I find it did throw an exception if you still have the source .htm file still open - so need to close Word first.

Chris_W · May 28, 2008, 12:00am

That’s great. One nice addition would be to search for common style attributes and replace them with generated class attributes.

So if there is a load of

span style='font-size:10.0pt;font-family:"Courier New";color:#A31515'

tags, like Word generates, it word add

span.style1
{
 font-size:10.0pt;
 font-family:"Courier New";
 color:#A31515'
}

to the in-page style tag and replace the style attributes with class=‘style1’

A bit more work but it would be really useful. HtmlTidy doesn’t do this from what I can see.

tom18 · June 30, 2008, 12:00am

This is a work in progress, but the Drupal modules

http://www.drupal.org/project/word2web and
http://www.drupal.org/project/xslt_book

clean up Word HTML with XSLT expressions, and do a quite nice job with it. And since it’s just XSL at the core, you can download them, rip out the stylesheets, and use them in whatever environment you like.

svend · July 6, 2008, 12:00am

Thanks for sharing that very handy code! And thanks to everybody else for all the illuminating comments, too. What a great thread.

For the record, though, to call Word’s HTML output garbage isn’t really fair. To the garbage.

That’s an interesting point about using OpenOffice. Have it but had never thought of using it to get around this M$ issue.

vegalou · July 31, 2008, 12:00am

thanks for the great!

little suggests:

keep the extension name.
(if .html used would modified to htm)
add one target name if arguments exsist.
(ex: whc foo.htm target.htm)

great thanks again. ^^y

Jeremy · January 7, 2009, 12:00am

This worked great for Word 2007 except for a ’ turns out to be ?T but I cannot do a simple Replace. Left and right quotes as well as a few other characters turn into weird looking things like that as well. Any ideas how to avoid this?

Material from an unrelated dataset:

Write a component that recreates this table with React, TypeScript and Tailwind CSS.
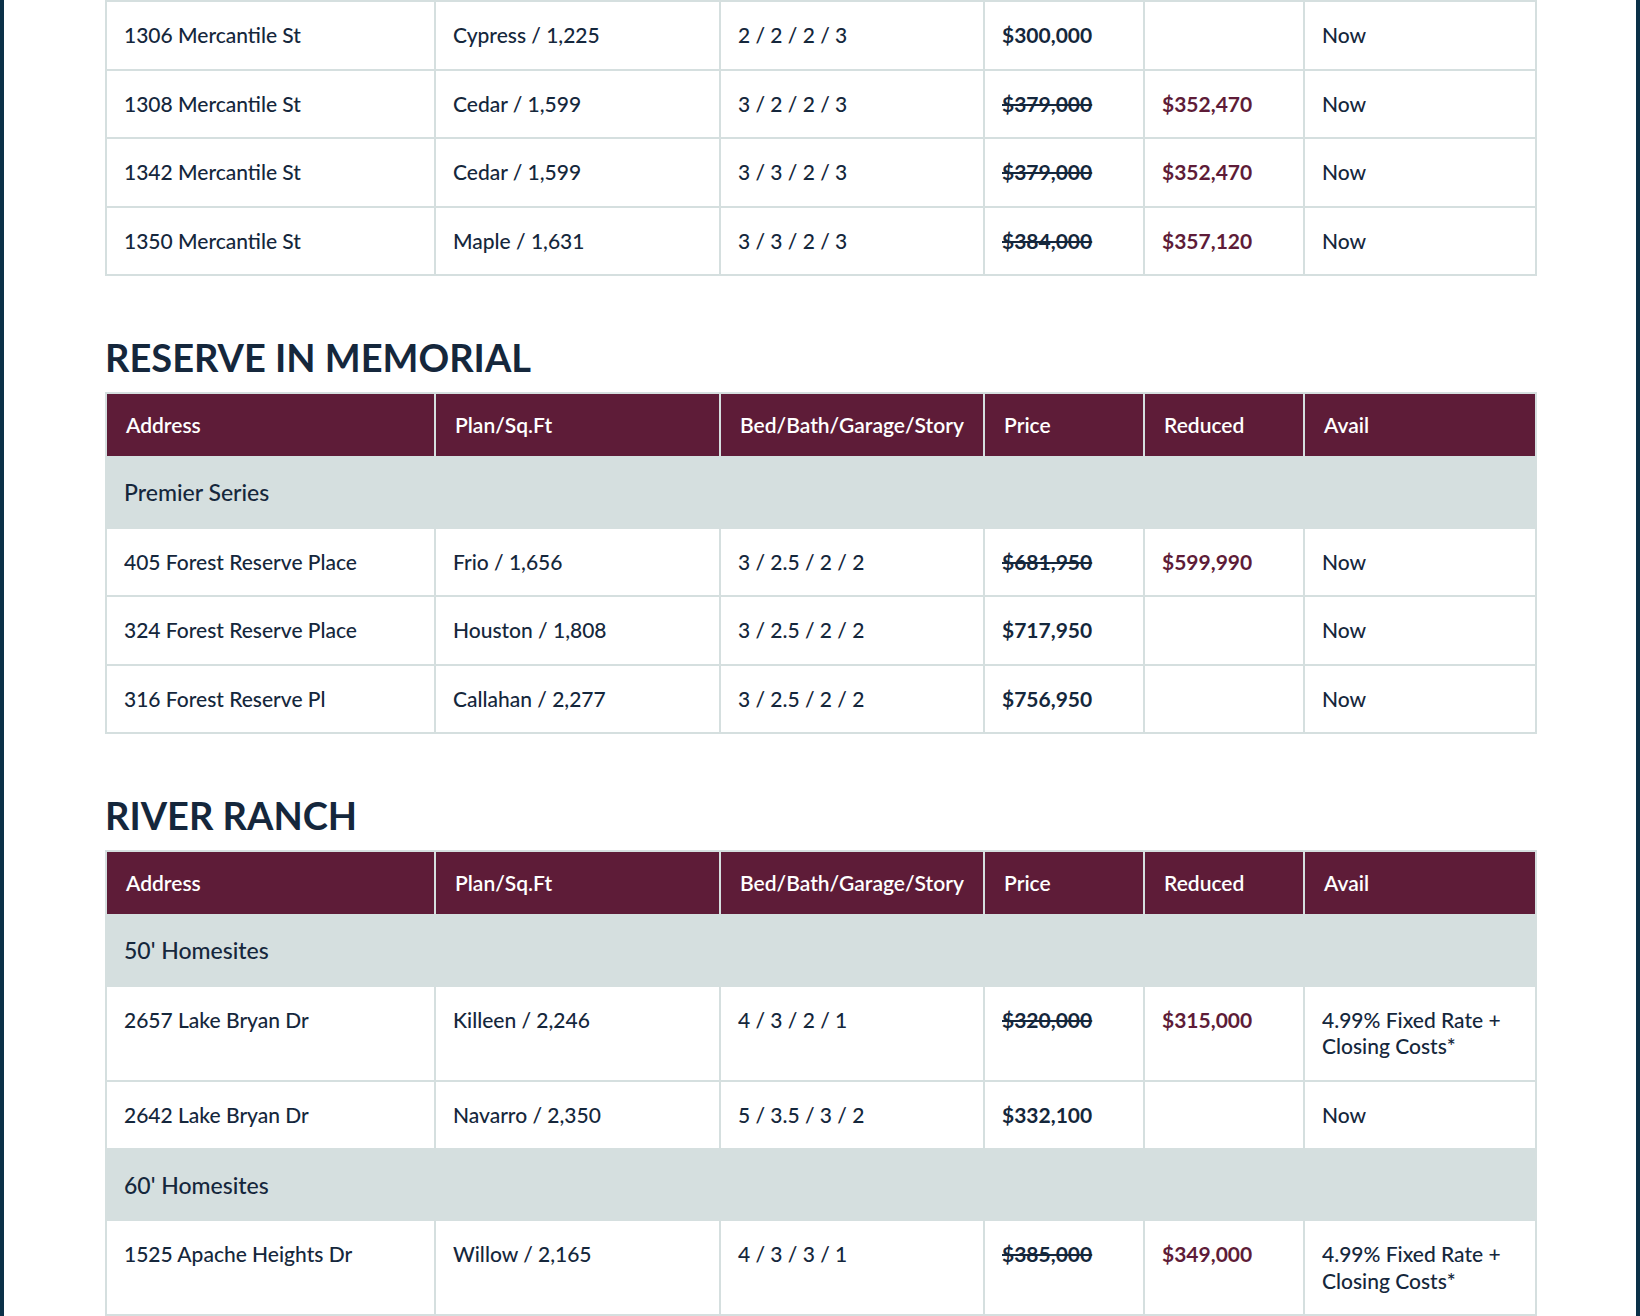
import React from 'react';

type Row = {
  address: string;
  plan: string;
  rooms: string;
  price: string;
  reduced?: string;
  avail: string;
};

type Group = { title?: string; rows: Row[] };

const now = 'Now';
const rate = '4.99% Fixed Rate + Closing Costs*';

const mercantile: Group[] = [
  {
    rows: [
      { address: '1306 Mercantile St', plan: 'Cypress / 1,225', rooms: '2 / 2 / 2 / 3', price: '$300,000', avail: now },
      { address: '1308 Mercantile St', plan: 'Cedar / 1,599', rooms: '3 / 2 / 2 / 3', price: '$379,000', reduced: '$352,470', avail: now },
      { address: '1342 Mercantile St', plan: 'Cedar / 1,599', rooms: '3 / 3 / 2 / 3', price: '$379,000', reduced: '$352,470', avail: now },
      { address: '1350 Mercantile St', plan: 'Maple / 1,631', rooms: '3 / 3 / 2 / 3', price: '$384,000', reduced: '$357,120', avail: now },
    ],
  },
];

const reserve: Group[] = [
  {
    title: 'Premier Series',
    rows: [
      { address: '405 Forest Reserve Place', plan: 'Frio / 1,656', rooms: '3 / 2.5 / 2 / 2', price: '$681,950', reduced: '$599,990', avail: now },
      { address: '324 Forest Reserve Place', plan: 'Houston / 1,808', rooms: '3 / 2.5 / 2 / 2', price: '$717,950', avail: now },
      { address: '316 Forest Reserve Pl', plan: 'Callahan / 2,277', rooms: '3 / 2.5 / 2 / 2', price: '$756,950', avail: now },
    ],
  },
];

const riverRanch: Group[] = [
  {
    title: "50' Homesites",
    rows: [
      { address: '2657 Lake Bryan Dr', plan: 'Killeen / 2,246', rooms: '4 / 3 / 2 / 1', price: '$320,000', reduced: '$315,000', avail: rate },
      { address: '2642 Lake Bryan Dr', plan: 'Navarro / 2,350', rooms: '5 / 3.5 / 3 / 2', price: '$332,100', avail: now },
    ],
  },
  {
    title: "60' Homesites",
    rows: [
      { address: '1525 Apache Heights Dr', plan: 'Willow / 2,165', rooms: '4 / 3 / 3 / 1', price: '$385,000', reduced: '$349,000', avail: rate },
    ],
  },
];

const headers = ['Address', 'Plan/Sq.Ft', 'Bed/Bath/Garage/Story', 'Price', 'Reduced', 'Avail'];

const cell = 'border-2 border-[#d5dfdf] px-[17px] py-[20px] align-top';

function HomesTable({ groups, showHead = true }: { groups: Group[]; showHead?: boolean }) {
  return (
    <table className="w-full table-fixed border-collapse text-[21px] leading-[26.5px] text-[#15273c]">
      <colgroup>
        <col className="w-[329px]" />
        <col className="w-[285px]" />
        <col className="w-[264px]" />
        <col className="w-[160px]" />
        <col className="w-[160px]" />
        <col className="w-[232px]" />
      </colgroup>
      {showHead && (
        <thead>
          <tr className="bg-[#5e1c38] text-white">
            {headers.map((h) => (
              <th key={h} className="border-2 border-[#d5dfdf] px-[19px] py-[17.5px] text-left font-semibold">
                {h}
              </th>
            ))}
          </tr>
        </thead>
      )}
      <tbody>
        {groups.map((g, gi) => (
          <React.Fragment key={gi}>
            {g.title && (
              <tr className="bg-[#d5dfdf]">
                <td colSpan={6} className="border-2 border-[#d5dfdf] px-[17px] py-[20.5px] text-[23px] leading-[28px] font-medium">
                  {g.title}
                </td>
              </tr>
            )}
            {g.rows.map((r) => (
              <tr key={r.address} className="bg-white">
                <td className={cell + ' font-medium'}>{r.address}</td>
                <td className={cell + ' font-medium'}>{r.plan}</td>
                <td className={cell + ' font-medium'}>{r.rooms}</td>
                <td className={cell + ' font-bold' + (r.reduced ? ' line-through' : '')}>{r.price}</td>
                <td className={cell + ' font-bold text-[#5e1c38]'}>{r.reduced ?? ''}</td>
                <td className={cell + ' font-medium pr-[30px]'}>{r.avail}</td>
              </tr>
            ))}
          </React.Fragment>
        ))}
      </tbody>
    </table>
  );
}

function Section({ title, groups }: { title: string; groups: Group[] }) {
  return (
    <section className="mt-[55px]">
      <h2 className="mb-[9px] text-[38px] font-bold uppercase leading-[52px] text-[#15273c]">{title}</h2>
      <HomesTable groups={groups} />
    </section>
  );
}

export default function App() {
  return (
    <div className="flex min-h-[1316px] bg-white font-['Lato','Noto_Sans',sans-serif]">
      <div className="w-[4px] shrink-0 bg-[#0b3148]" />
      <main className="flex-1 overflow-hidden">
        <div className="mx-auto w-[1430px]">
          <HomesTable groups={mercantile} showHead={false} />
          <Section title="Reserve in Memorial" groups={reserve} />
          <Section title="River Ranch" groups={riverRanch} />
        </div>
      </main>
      <div className="w-[4px] shrink-0 bg-[#0b3148]" />
    </div>
  );
}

kazim_mehdi · January 14, 2009, 12:00am

hi

i use the following

// remove inner ?... declaration
//
((\\s*\?)(.*?)(\s*/\s*\))

//remove o:p like constructs
(\\w\:\w\(.*?)(\/\w\:\w\))

before running tidy and it works for me till now hoping it continue to work

kazim

Onur_Onal · February 26, 2009, 12:00am

THANK YOU VERY MUCH!!!

Jason_Kemp · February 6, 2010, 12:00am

Hey Jeff,

Love the tool.

Of course, since I’m such a klutz at the keyboard, I found a bug when I typed the file name wrong. There should be a return after line 16: Console.WriteLine(“File doesn’t exist”); to prevent the user seeing the exception get thrown.

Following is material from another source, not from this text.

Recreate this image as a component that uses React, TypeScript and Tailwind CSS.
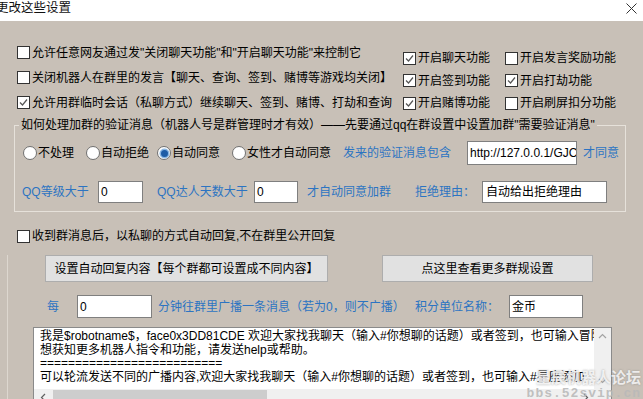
import React from 'react'

const blue = 'text-[#2c74c2]'

function Box({ checked }: { checked?: boolean }) {
  return (
    <span className="w-[13px] h-[13px] shrink-0 border border-[#333] bg-white flex items-center justify-center">
      {checked && (
        <svg width="9" height="9" viewBox="0 0 9 9">
          <path d="M1 4.5 L3.5 7 L8 1.5" fill="none" stroke="#555" strokeWidth="1.2" />
        </svg>
      )}
    </span>
  )
}

function Check({ checked, label, className = '' }: { checked?: boolean; label: string; className?: string }) {
  return (
    <div className={`flex items-center gap-[2px] whitespace-nowrap ${className}`}>
      <Box checked={checked} />
      <span>{label}</span>
    </div>
  )
}

function Radio({ on, label, className = '' }: { on?: boolean; label: string; className?: string }) {
  return (
    <div className={`flex items-center gap-[1px] whitespace-nowrap ${className}`}>
      <span className="w-[14px] h-[14px] rounded-full border border-[#707070] bg-white flex items-center justify-center shrink-0">
        {on && <span className="w-[7px] h-[7px] rounded-full bg-[#1d5ca6] ring-[1.5px] ring-[#8ab6e2]" />}
      </span>
      <span>{label}</span>
    </div>
  )
}

function Field({ value, className = '' }: { value: string; className?: string }) {
  return (
    <div className={`h-full bg-white border border-[#7f7f7f] pl-[2px] flex items-center whitespace-nowrap overflow-hidden shrink-0 ${className}`}>
      {value}
    </div>
  )
}

export default function App() {
  return (
    <div className="relative w-[643px] h-[399px] overflow-hidden bg-[#c8c0b7] text-[12px] text-black font-['Liberation_Sans','Noto_Sans_CJK_SC',sans-serif]">
      {/* title bar */}
      <div className="h-[21px] bg-white flex items-start justify-between">
        <span className="ml-[-4px] text-[12.5px] leading-[17px] text-[#111]">更改这些设置</span>
        <svg className="mt-[3px] mr-[6px]" width="11" height="11" viewBox="0 0 11 11">
          <path d="M0.5 0.5 L10.5 10.5 M10.5 0.5 L0.5 10.5" stroke="#333" strokeWidth="1" />
        </svg>
      </div>

      {/* top checkboxes */}
      <div className="flex">
        <div className="ml-[17px] w-[386px] pt-[19px] flex flex-col">
          <Check className="h-[25px]" label={'允许任意网友通过发"关闭聊天功能"和"开启聊天功能"来控制它'} />
          <Check className="h-[25px]" label="关闭机器人在群里的发言【聊天、查询、签到、赌博等游戏均关闭】" />
          <Check className="h-[25px]" checked label="允许用群临时会话（私聊方式）继续聊天、签到、赌博、打劫和查询" />
        </div>
        <div className="pt-[26px] grid grid-cols-[102px_120px] auto-rows-[22.5px]">
          <Check checked label="开启聊天功能" />
          <Check label="开启发言奖励功能" />
          <Check checked label="开启签到功能" />
          <Check checked label="开启打劫功能" />
          <Check checked label="开启赌博功能" />
          <Check label="开启刷屏扣分功能" />
        </div>
      </div>

      {/* group box */}
      <fieldset className="mt-[3px] ml-[14px] w-[612px] border border-[#e6e1da] p-0 pb-[8px] m-0">
        <legend className="ml-[4px] px-[2px] leading-[14px] whitespace-nowrap">
          如何处理加群的验证消息（机器人号是群管理时才有效）——先要通过qq在群设置中设置加群"需要验证消息"
        </legend>
        <div className="mt-[9px] h-[24px] flex items-center">
          <Radio className="ml-[8px] w-[63px]" label="不处理" />
          <Radio className="w-[71px]" label="自动拒绝" />
          <Radio className="w-[75px]" on label="自动同意" />
          <Radio className="w-[111px]" label="女性才自动同意" />
          <span className={`w-[124px] ${blue}`}>发来的验证消息包含</span>
          <Field className="w-[110px]" value="http://127.0.0.1/GJC" />
          <span className={`ml-[6px] ${blue}`}>才同意</span>
        </div>
        <div className="mt-[16px] h-[22px] flex items-center whitespace-nowrap">
          <span className={`ml-[7px] w-[76px] ${blue}`}>QQ等级大于</span>
          <Field className="w-[45px]" value="0" />
          <span className={`ml-[14px] w-[97px] ${blue}`}>QQ达人天数大于</span>
          <Field className="w-[44px]" value="0" />
          <span className={`ml-[9px] w-[108px] ${blue}`}>才自动同意加群</span>
          <span className={`w-[67px] ${blue}`}>拒绝理由：</span>
          <Field className="w-[125px] pl-[3px]" value="自动给出拒绝理由" />
        </div>
      </fieldset>

      <Check className="mt-[12px] ml-[17px] h-[24px]" label="收到群消息后，以私聊的方式自动回复,不在群里公开回复" />

      {/* lower panel */}
      <div className="mt-[7px] ml-[7px] border-l border-[#ddd7cf] pb-[20px]">
        <div className="h-[27px] flex">
          <button className="ml-[37px] w-[283px] h-full bg-[#e1e1e1] border border-[#adadad] whitespace-nowrap">
            设置自动回复内容【每个群都可设置成不同内容】
          </button>
          <button className="ml-[54px] w-[211px] h-full bg-[#e1e1e1] border border-[#adadad] whitespace-nowrap">
            点这里查看更多群规设置
          </button>
        </div>

        <div className="mt-[13px] h-[23px] flex items-center whitespace-nowrap">
          <span className={`ml-[39px] w-[30px] ${blue}`}>每</span>
          <Field className="w-[75px]" value="0" />
          <span className={`ml-[6px] w-[257px] ${blue}`}>分钟往群里广播一条消息（若为0，则不广播）</span>
          <span className={`w-[94px] ${blue}`}>积分单位名称：</span>
          <Field className="w-[74px]" value="金币" />
        </div>

        {/* text area */}
        <div className="mt-[9px] ml-[25px] w-[579px] h-[80px] bg-white border border-[#8a8a8a] flex flex-col">
          <div className="h-[61px] flex">
            <div className="flex-1 overflow-hidden whitespace-nowrap pl-[6px] pt-[2px] leading-[13.5px]">
              <div>我是$robotname$，face0x3DD81CDE 欢迎大家找我聊天（输入#你想聊的话题）或者签到，也可输入冒险游戏</div>
              <div>想获知更多机器人指令和功能，请发送help或帮助。</div>
              <div>==========================</div>
              <div>可以轮流发送不同的广播内容,欢迎大家找我聊天（输入#你想聊的话题）或者签到，也可输入#星座添加</div>
            </div>
            <div className="w-[17px] bg-[#f0f0f0] flex flex-col justify-between items-center">
              <svg className="mt-[5px]" width="9" height="6" viewBox="0 0 9 6">
                <path d="M1 5 L4.5 1.5 L8 5" fill="none" stroke="#a3a3a3" strokeWidth="1.2" />
              </svg>
              <svg className="mb-[5px]" width="9" height="6" viewBox="0 0 9 6">
                <path d="M1 1 L4.5 4.5 L8 1" fill="none" stroke="#a3a3a3" strokeWidth="1.2" />
              </svg>
            </div>
          </div>
          <div className="h-[17px] flex bg-[#f0f0f0]">
            <div className="w-[17px] flex items-center justify-center">
              <svg width="6" height="9" viewBox="0 0 6 9">
                <path d="M5 1 L1.5 4.5 L5 8" fill="none" stroke="#606060" strokeWidth="1.2" />
              </svg>
            </div>
            <div className="flex-1 flex py-[1px]">
              <div className="ml-[2px] w-[214px] bg-[#cdcdcd]" />
            </div>
            <div className="w-[17px] flex items-center justify-center">
              <svg width="6" height="9" viewBox="0 0 6 9">
                <path d="M1 1 L4.5 4.5 L1 8" fill="none" stroke="#606060" strokeWidth="1.2" />
              </svg>
            </div>
            <div className="w-[17px]" />
          </div>
        </div>
      </div>

      {/* watermark */}
      <div className="absolute right-[2px] bottom-[-2px] flex flex-col items-end pointer-events-none">
        <span className="text-[15px] font-bold leading-[17px] text-white/80 [text-shadow:0_0_2px_rgba(120,120,120,0.7)]">星辰机器人论坛</span>
        <span className="text-[13px] leading-[15px] tracking-[1px] text-[#b9b9b9]/90 font-['Liberation_Mono',monospace] font-bold">bbs.52svip.cn</span>
      </div>
    </div>
  )
}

Luckily, I’m feeling frisky

Brandon · February 6, 2010, 12:00am

I know Windows is not big on drag-and-drop, but is there a drag-and-drop version of this in the works so we can just drag a folder full of mucked up Word HTML docs onto the program and have it clean them all in batch?

Jason · February 6, 2010, 12:00am

Excellent. Thanks a lot for the time savings!

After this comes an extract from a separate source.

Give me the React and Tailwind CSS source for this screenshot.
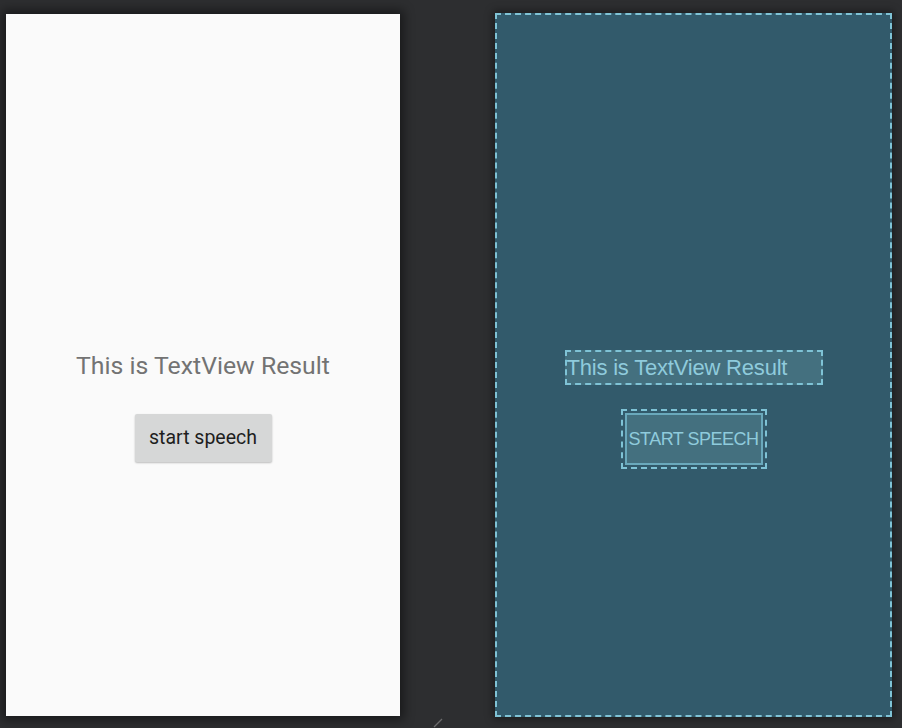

SerkanY · April 22, 2010, 12:00am

Jeff, I have ported your code to JavaScript.

Thank you, it helped so much.

function cleanWord(str){
    // get rid of unnecessary tag spans (comments and title)
    str = str.replace(/\&lt;\!--(\w|\W)+?--\&gt;/gim, '');
    str = str.replace(/\&lt;title\&gt;(\w|\W)+?\&lt;\/title\&gt;/gim, '');
    // Get rid of classes and styles
    str = str.replace(/\s?class=\w+/gim, '');
    str = str.replace(/\s+style=\'[^\']+\'/gim, '');
    // Get rid of unnecessary tags
    str = str.replace(/&lt;(meta|link|\/?o:|\/?style|\/?div|\/?st\d|\/?head|\/?html|body|\/?body|\/?span|!\[)[^&gt;]*?&gt;/gim, '');
    // Get rid of empty paragraph tags
    str = str.replace(/(&lt;[^&gt;]+&gt;)+&amp;nbsp;(&lt;\/\w+&gt;)/gim, '');
    // remove bizarre v: element attached to &lt;img&gt; tag
    str = str.replace(/\s+v:\w+=""[^""]+""/gim, '');
    // remove extra lines
    str = str.replace(/"(\n\r){2,}/gim, '');
    
    // Fix entites
    str = str.replace("&amp;ldquo;", "\"");
    str = str.replace("&amp;rdquo;", "\"");
    str = str.replace("&amp;mdash;", "–");
        
    return str;
}

hm2k · July 7, 2010, 12:00am

* Download the VS.NET 2005 solution (3kb) * Download the CleanWordHtml console application (3kb, requires .NET 2.0 runtime)

The download links appear to be dead…

http://www.codinghorror.com/blog/files/WordHtmlCleaner-vsnet2005-solution.zip
http://www.codinghorror.com/blog/files/WordHtmlCleaner-executable.zip

Many of the comments above are spam.

Any advances?

Thanks.

Upaj_Os · December 8, 2010, 12:00am

My solution is simpler: If it’s going to wind up as HTML eventually, don’t write it in Microsoft Word. Use the free OpenOffice.org Writer, the open source derivative of Sun Microsystems’ Star Office Writer. It can compose documents with all the styles and nice appearance of Word documents, but when it exports the document as HTML, the resulting code is much, much cleaner. Any styles used in the document are included as HTML inline style blocks. It can also import Word documents, although I have no experience using it as a filter to clean up Word files prior to export to HTML. OpenOffice.org is a free suite similar to Microsoft Office, and is available for Microsoft Windows, Apple Macintosh and Linux systems. (Up to version 2.4 it also ran on Windows 98 systems, and you can probably still find the installer in archives.)